Title: Chief Executive Officer

POWER OF ATTORNEY

KNOW ALL PERSONS BY THESE PRESENTS that each person whose signature appears below each severally constitutes and appoints Serge Doyon and W. Scott Lawler, Esq., as true and lawful attorneys-in-fact and agents, with full powers of substitution and re-substitution, for them in their name, place and stead, in any and all capacities, to sign any and all amendments (including post-effective amendments) to this Registration Statement, and to file the same, with all exhibits thereto, and other documents in connection therewith, with the Securities and Exchange Commission, granting unto said attorneys-in-fact and agents, and each of them, full power and authority to do and perform each and every act and thing requisite and necessary to be done in and about the premises, as fully to all intents and purposes as they might or could do in person, hereby ratifying and confirming all which said attorneys-in-fact and agents, or their respective substitute or substitutes, may lawfully do, or cause to be done by virtue hereof.
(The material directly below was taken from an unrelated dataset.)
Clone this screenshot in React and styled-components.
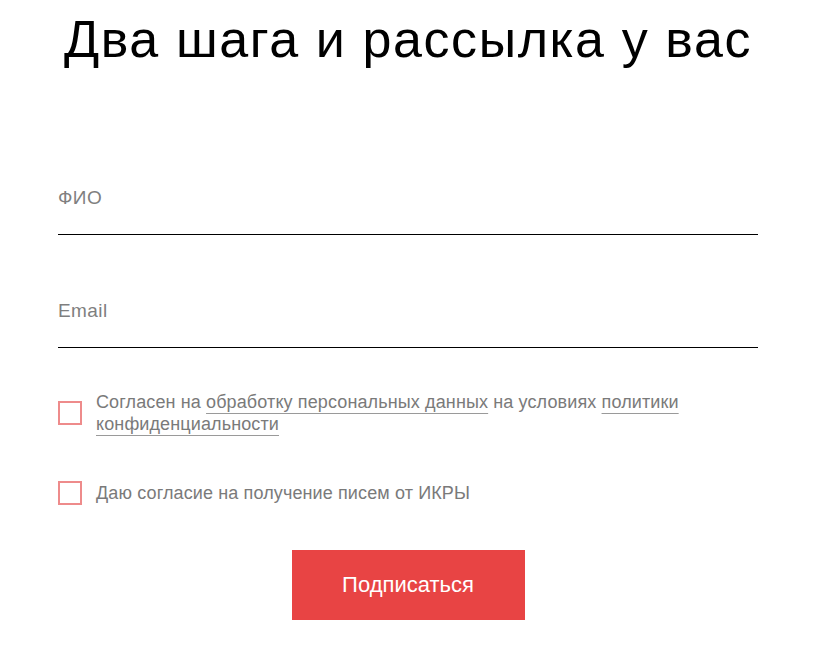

Pursuant to the requirements of the Securities Act of 1933, this Registration Statement has been signed by the following persons in the capacities indicated on April 9, 2002, who constitute the entire board of directors.

Signature

/s/ Serge Doyon

Serge Doyon

Chief Executive Officer, member of the Board of Directors

/s/ Michel Plante

Michel Plante

Chief Financial Officer and member of the Board of Directors 

/s/ Richard St. Julien

Richard St. Julien

Member of the Board of Directors

 

 

 

EXHIBIT INDEX

Exhibit

Number Description

5.1 Opinion of W. Scott Lawler, Esq.

23.1 Consent of W. Scott Lawler, Esq. (included in Exhibit 5.1 to this Registration Statement).

23.2 Consent of Amisano Hanson

24 Powers of Attorney (included on page 5 of this Registration Statement).